In Proceedings of machine learning research
Protein engineering is currently being revolutionized by deep learning applications, especially through natural language processing (NLP) techniques. It has been shown that state-of-the-art self-supervised language models trained on entire protein databases capture hidden contextual and structural information in amino acid sequences and are capable of improving sequence-to-function predictions. Yet, recent studies have reported that current compound-protein modeling approaches perform poorly on learning interactions between enzymes and substrates of interest within one protein family. We attribute this to low-grade substrate encoding methods and over-compressed sequence representations received by downstream predictive models. In this study, we propose a new substrate-encoding based on Extended Connectivity Fingerprints (ECFPs) and a convolutional-pooling of the sequence embeddings.

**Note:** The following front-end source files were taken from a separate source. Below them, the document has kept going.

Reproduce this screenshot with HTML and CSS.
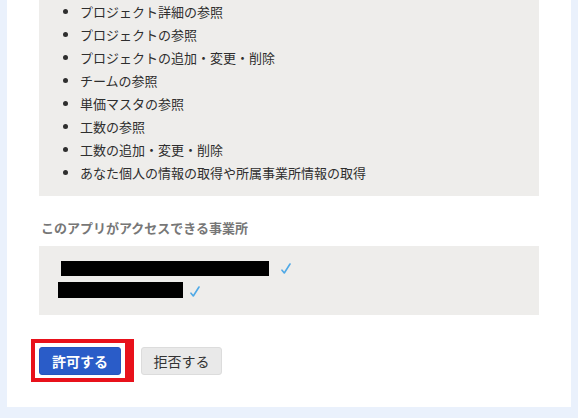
FILE: index.html
```html
<!DOCTYPE html>
<html lang="ja">
<head>
<meta charset="utf-8">
<link rel="stylesheet" href="styles.css">
</head>
<body>
<div class="card">
  <div class="scope-box">
    <ul class="scope-list">
      <li>プロジェクト詳細の参照</li>
      <li>プロジェクトの参照</li>
      <li>プロジェクトの追加・変更・削除</li>
      <li>チームの参照</li>
      <li>単価マスタの参照</li>
      <li>工数の参照</li>
      <li>工数の追加・変更・削除</li>
      <li>あなた個人の情報の取得や所属事業所情報の取得</li>
    </ul>
  </div>
  <h3 class="section-title">このアプリがアクセスできる事業所</h3>
  <div class="office-box">
    <div class="office-row row-a">
      <span class="redact redact-a"></span>
      <svg class="check check-a" width="10" height="11" viewBox="0 0 10 11"><path d="M1 7.2 L3.3 10 L9 1" fill="none" stroke="#4fa9e6" stroke-width="1.6" stroke-linecap="round" stroke-linejoin="round"/></svg>
    </div>
    <div class="office-row row-b">
      <span class="redact redact-b"></span>
      <svg class="check check-b" width="10" height="11" viewBox="0 0 10 11"><path d="M1 7.2 L3.3 10 L9 1" fill="none" stroke="#4fa9e6" stroke-width="1.6" stroke-linecap="round" stroke-linejoin="round"/></svg>
    </div>
  </div>
  <div class="actions">
    <div class="highlight">
      <button class="btn btn-primary">許可する</button>
    </div>
    <button class="btn btn-secondary">拒否する</button>
  </div>
</div>
</body>
</html>
```

FILE: styles.css
```css
html, body {
  margin: 0;
  padding: 0;
}
body {
  background: #eaf1fc;
  font-family: "Noto Sans CJK JP", "Noto Sans", sans-serif;
  font-size: 13px;
  color: #2e2e2e;
  height: 418px;
  overflow: hidden;
}
.card {
  margin-left: 7px;
  width: 500px;
  background: #fff;
  padding: 0 32px 25px 32px;
}
.scope-box {
  background: #eeedeb;
  padding: 1px 0 12px 0;
}
.scope-list {
  margin: -1px 0 0 0;
  padding: 0 0 0 41px;
  list-style: disc;
}
.scope-list li {
  line-height: 23px;
  height: 23px;
}
.section-title {
  margin: 22px 0 8px 2px;
  font-size: 13px;
  line-height: 20px;
  font-weight: bold;
  color: #777;
}
.office-box {
  background: #eeedeb;
  padding: 12px 0 15px 0;
}
.office-row {
  display: flex;
  align-items: center;
  height: 21px;
}
.redact {
  display: inline-block;
  background: #000;
}
.redact-a {
  width: 208px;
  height: 15px;
  margin-left: 22px;
}
.redact-b {
  width: 125px;
  height: 16px;
  margin-left: 19px;
}
.check {
  display: block;
}
.check-a {
  margin-left: 12px;
}
.check-b {
  margin-left: 7px;
  margin-top: 3px;
}
.actions {
  display: flex;
  align-items: center;
  margin-top: 24px;
}
.highlight {
  margin-left: -8px;
  border: 4px solid #e8111b;
  border-right-width: 9px;
  padding: 4px 4px 3px 4px;
  display: flex;
}
.btn {
  font-family: "Noto Sans CJK JP", "Noto Sans", sans-serif;
  font-size: 14px;
  height: 28px;
  border-radius: 3px;
  padding: 0;
  cursor: pointer;
}
.btn-primary {
  width: 82px;
  background: #2a5cc8;
  border: 1px solid #2655bd;
  color: #fff;
  font-weight: bold;
}
.btn-secondary {
  width: 81px;
  margin-left: 7px;
  background: #e9e9e9;
  border: 1px solid #dcdcdc;
  color: #333;
}
```
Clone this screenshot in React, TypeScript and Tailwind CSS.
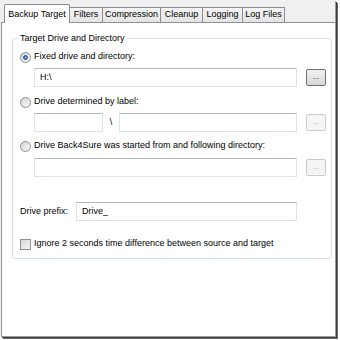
import React from "react";

const font = { fontFamily: '"Liberation Sans", Arial, sans-serif' };

function Radio({ checked }: { checked?: boolean }) {
  return (
    <span className="inline-flex h-[11px] w-[11px] shrink-0 items-center justify-center rounded-full border border-[#8e8f8f] bg-gradient-to-br from-[#d4d4d4] to-[#fafafa]">
      {checked && (
        <span className="h-[5px] w-[5px] rounded-full border border-[#1b4f8a] bg-gradient-to-br from-[#2a63a8] to-[#8fc0ee]" />
      )}
    </span>
  );
}

function Input({ value, className }: { value?: string; className?: string }) {
  return (
    <div
      className={
        "h-[19px] shrink-0 border border-[#dde3ea] border-t-[#b3b9c1] bg-white pl-[5px] text-[9px] leading-[17px] text-[#000] " +
        (className || "")
      }
    >
      {value}
    </div>
  );
}

function Dots({ enabled }: { enabled?: boolean }) {
  return (
    <div
      className={
        "flex h-[17px] w-[20px] shrink-0 items-end justify-center rounded-[2px] border pb-[4px] text-[8px] leading-none " +
        (enabled
          ? "border-[#707070] bg-gradient-to-b from-[#f2f2f2] to-[#d8d8d8] text-[#222]"
          : "border-[#c9cccf] bg-[#f4f4f4] text-[#a8a8a8]")
      }
    >
      ...
    </div>
  );
}

export default function App() {
  const tabs: [string, string][] = [
    ["Filters", "w-[34px]"],
    ["Compression", "w-[59px]"],
    ["Cleanup", "w-[43px]"],
    ["Logging", "w-[41px]"],
    ["Log Files", "w-[43px]"],
  ];
  return (
    <div className="h-[340px] w-[340px] overflow-hidden bg-white text-[9px] text-[#000]" style={font}>
      <div className="flex h-[336px] w-[335px] flex-col bg-[#f0f0f0] shadow-[1px_1px_0_#9a9a9a,2px_2px_0_#3c3c3c,3px_3px_0_#6a6a6a]">
        {/* tab strip */}
        <div className="flex h-[22px] shrink-0 items-end pl-[4px]">
          <div className="relative z-10 -mb-[1px] flex h-[19px] w-[66px] items-start justify-center rounded-t-[2px] border border-b-0 border-[#898c95] bg-white pt-[3px] text-[9px]">
            Backup Target
          </div>
          {tabs.map(([t, w]) => (
            <div
              key={t}
              className={
                "-ml-[1px] flex h-[15px] items-center justify-center border border-b-0 border-[#898c95] bg-gradient-to-b from-[#f6f6f6] to-[#e4e4e4] text-[9px] first:ml-0 " +
                w
              }
            >
              {t}
            </div>
          ))}
        </div>
        {/* panel */}
        <div className="ml-[1px] flex-1 border-t border-l border-[#8d9199] bg-white pl-[10px] pr-[3px] pt-[15px]">
          <div className="relative flex h-[221px] flex-col rounded-[3px] border border-[#d5dfe5] pl-[7px] pt-[12px]">
            <div className="absolute -top-[7px] left-[5px] bg-white px-[2px] leading-[12px]">
              Target Drive and Directory
            </div>
            <div className="flex h-[12px] items-center gap-[3px]">
              <Radio checked /> <span>Fixed drive and directory:</span>
            </div>
            <div className="mt-[5px] flex items-center pl-[14px]">
              <Input value="H:\" className="w-[263px]" />
              <div className="ml-[9px]">
                <Dots enabled />
              </div>
            </div>
            <div className="mt-[9px] flex h-[12px] items-center gap-[3px]">
              <Radio /> <span>Drive determined by label:</span>
            </div>
            <div className="mt-[5px] flex items-center pl-[14px]">
              <Input className="w-[69px]" />
              <span className="w-[16px] text-center">\</span>
              <Input className="w-[178px]" />
              <div className="ml-[9px]">
                <Dots />
              </div>
            </div>
            <div className="mt-[8px] flex h-[12px] items-center gap-[3px]">
              <Radio /> <span>Drive Back4Sure was started from and following directory:</span>
            </div>
            <div className="mt-[6px] flex items-center pl-[14px]">
              <Input className="w-[263px]" />
              <div className="ml-[9px]">
                <Dots />
              </div>
            </div>
            <div className="mt-[25px] flex items-center">
              <span className="w-[56px] shrink-0">Drive prefix:</span>
              <Input value="Drive_" className="w-[221px]" />
            </div>
            <div className="mt-[17px] flex h-[12px] items-center gap-[3px]">
              <span className="h-[11px] w-[11px] shrink-0 border border-[#8e8f8f] bg-gradient-to-br from-[#d4d4d4] to-[#fafafa]" />
              <span>Ignore 2 seconds time difference between source and target</span>
            </div>
          </div>
        </div>
      </div>
    </div>
  );
}
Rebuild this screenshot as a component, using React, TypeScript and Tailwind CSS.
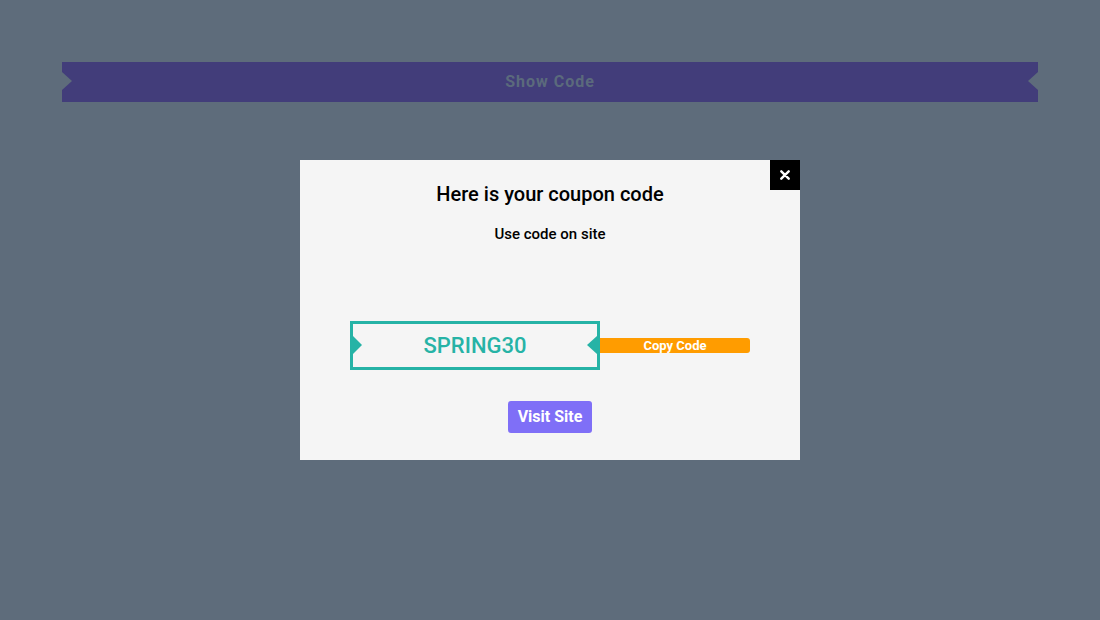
import React from "react";

export default function App() {
  return (
    <div
      className="w-full h-[620px] bg-[#5e6c7b] pt-[62px] px-[62px]"
      style={{ fontFamily: "Roboto, 'Liberation Sans', sans-serif" }}
    >
      <div className="relative h-[40px] bg-[#423d7a] flex items-center justify-center">
        <div className="absolute left-0 top-[10px] w-0 h-0 border-t-[9.5px] border-b-[9.5px] border-l-[10px] border-t-transparent border-b-transparent border-l-[#5e6c7b]" />
        <div className="absolute right-0 top-[10px] w-0 h-0 border-t-[9.5px] border-b-[9.5px] border-r-[10px] border-t-transparent border-b-transparent border-r-[#5e6c7b]" />
        <span className="text-[16px] font-bold tracking-[1px] text-[#5b6a7c]">Show Code</span>
      </div>

      <div className="relative mx-auto mt-[58px] w-[500px] h-[300px] bg-[#f5f5f5] flex flex-col items-center pt-[22px]">
        <button className="absolute top-0 right-0 w-[30px] h-[30px] bg-black flex items-center justify-center">
          <svg width="10" height="10" viewBox="0 0 10 10">
            <path d="M1.3 1.3 L8.7 8.7 M8.7 1.3 L1.3 8.7" stroke="white" strokeWidth="2.4" strokeLinecap="round" />
          </svg>
        </button>
        <h1 className="text-[20px] leading-[24px] font-medium text-black">Here is your coupon code</h1>
        <p className="mt-[19px] text-[15px] leading-[18px] font-medium text-black">Use code on site</p>

        <div className="mt-[78px] flex items-center">
          <div className="relative w-[250px] h-[49px] border-[3px] border-[#26b3a6] flex items-center justify-center">
            <div className="absolute left-0 top-[12px] w-0 h-0 border-t-[9px] border-b-[9px] border-l-[9px] border-t-transparent border-b-transparent border-l-[#26b3a6]" />
            <div className="absolute right-0 top-[12px] w-0 h-0 border-t-[9px] border-b-[9px] border-r-[10px] border-t-transparent border-b-transparent border-r-[#26b3a6]" />
            <span className="text-[22px] font-medium text-[#26b3a6]">SPRING30</span>
          </div>
          <div className="w-[150px] h-[15px] bg-[#ff9c00] rounded-r-[3px] flex items-center justify-center">
            <span className="text-[13px] leading-[15px] font-bold text-white">Copy Code</span>
          </div>
        </div>

        <button className="mt-[31px] h-[32px] w-[84px] bg-[#7f6ff7] rounded-[3px] text-white text-[16px] font-bold flex items-center justify-center">
          Visit Site
        </button>
      </div>
    </div>
  );
}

Through testing on an activity profiling dataset of haloalkanoate dehalogenase superfamily that measures activities of 218 phosphatases against 168 substrates, we show substantial improvements in predictive performances of compound-protein interaction modeling. In addition, we also test the workflow on three other datasets from the halogenase, kinase and aminotransferase families and show that our pipeline achieves good performance on these datasets as well. We further demonstrate the utility of this downstream model architecture by showing that it achieves good performance with six different protein embeddings, including ESM-1b (Rives et al., 2021), TAPE (Rao et al., 2019), ProtBert, ProtAlbert, ProtT5, and ProtXLNet (Elnaggar et al., 2021). This study provides a new workflow for activity prediction on novel substrates that can be used to engineer new enzymes for sustainability applications.
Xu Zhiqing, Wu Jinghao, Song Yun S, Mahadevan Radhakrishnan
2022-Nov